Task requirements: Repeat every line of the listing below exactly, minus the pictures.

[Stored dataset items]
=-=-=-=-=
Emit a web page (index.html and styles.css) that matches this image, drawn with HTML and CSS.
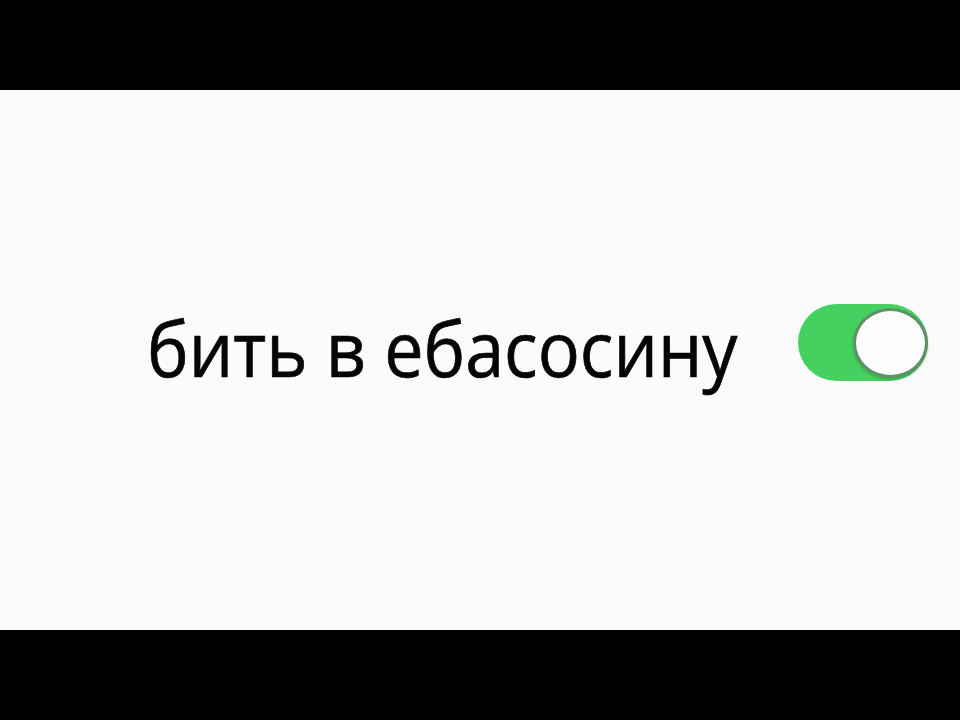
FILE: index.html
```html
<!DOCTYPE html>
<html lang="ru">
<head>
<meta charset="utf-8">
<link rel="stylesheet" href="styles.css">
</head>
<body>
<div class="bar"></div>
<main class="panel">
  <div class="row">
    <span class="label">бить в ебасосину</span>
    <div class="toggle"><div class="knob"></div></div>
  </div>
</main>
<div class="bar"></div>
</body>
</html>
```
FILE: styles.css
```css
html, body { margin: 0; padding: 0; background: #000; }
body { width: 960px; height: 720px; display: flex; flex-direction: column; }
.bar { height: 90px; background: #000; flex: none; }
.panel {
  height: 540px; flex: none; background: #fbfbfb; box-sizing: border-box;
  padding-top: 209px;
}
.row {
  display: flex; align-items: center; width: 960px; box-sizing: border-box;
  padding-left: 147px; padding-right: 32px;
}
.label {
  font-family: "Open Sans", "Noto Sans", sans-serif;
  font-size: 77px; color: #050505;
  line-height: 1; white-space: nowrap; flex: none;
  margin-top: 10px;
  -webkit-text-stroke: 0.7px #050505;
  transform: scaleX(0.91); transform-origin: left center;
}
.toggle {
  flex: none; margin-left: auto;
  width: 130px; height: 77px; border-radius: 39px;
  background: #44d15f; display: flex; align-items: center; justify-content: flex-end;
}
.knob {
  width: 75px; height: 70px; border-radius: 50%; background: #fdfdfd;
  border: 3px solid #5f9168; box-sizing: border-box;
  box-shadow: 0 2px 3px rgba(0,0,0,0.18);
}
```
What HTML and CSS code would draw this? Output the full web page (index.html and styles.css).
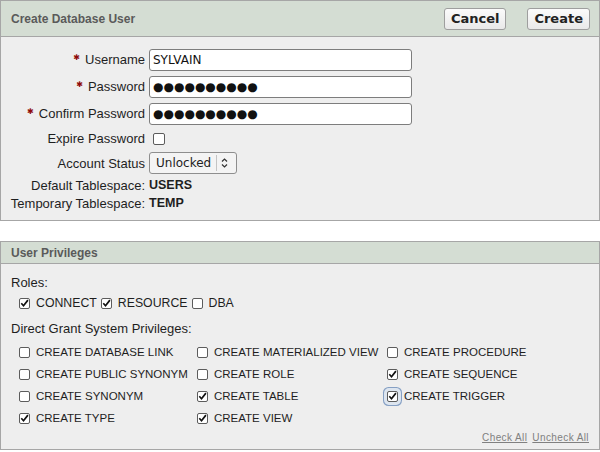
=-=-=-=-=
Solution for this task:
Emit a web page (index.html and styles.css) that matches this image, drawn with HTML and CSS.
FILE: index.html
```html
<!DOCTYPE html>
<html lang="ru">
<head>
<meta charset="utf-8">
<link rel="stylesheet" href="styles.css">
</head>
<body>
<div class="bar"></div>
<main class="panel">
  <div class="row">
    <span class="label">бить в ебасосину</span>
    <div class="toggle"><div class="knob"></div></div>
  </div>
</main>
<div class="bar"></div>
</body>
</html>
```
FILE: styles.css
```css
html, body { margin: 0; padding: 0; background: #000; }
body { width: 960px; height: 720px; display: flex; flex-direction: column; }
.bar { height: 90px; background: #000; flex: none; }
.panel {
  height: 540px; flex: none; background: #fbfbfb; box-sizing: border-box;
  padding-top: 209px;
}
.row {
  display: flex; align-items: center; width: 960px; box-sizing: border-box;
  padding-left: 147px; padding-right: 32px;
}
.label {
  font-family: "Open Sans", "Noto Sans", sans-serif;
  font-size: 77px; color: #050505;
  line-height: 1; white-space: nowrap; flex: none;
  margin-top: 10px;
  -webkit-text-stroke: 0.7px #050505;
  transform: scaleX(0.91); transform-origin: left center;
}
.toggle {
  flex: none; margin-left: auto;
  width: 130px; height: 77px; border-radius: 39px;
  background: #44d15f; display: flex; align-items: center; justify-content: flex-end;
}
.knob {
  width: 75px; height: 70px; border-radius: 50%; background: #fdfdfd;
  border: 3px solid #5f9168; box-sizing: border-box;
  box-shadow: 0 2px 3px rgba(0,0,0,0.18);
}
```
What HTML and CSS code would draw this? Output the full web page (index.html and styles.css).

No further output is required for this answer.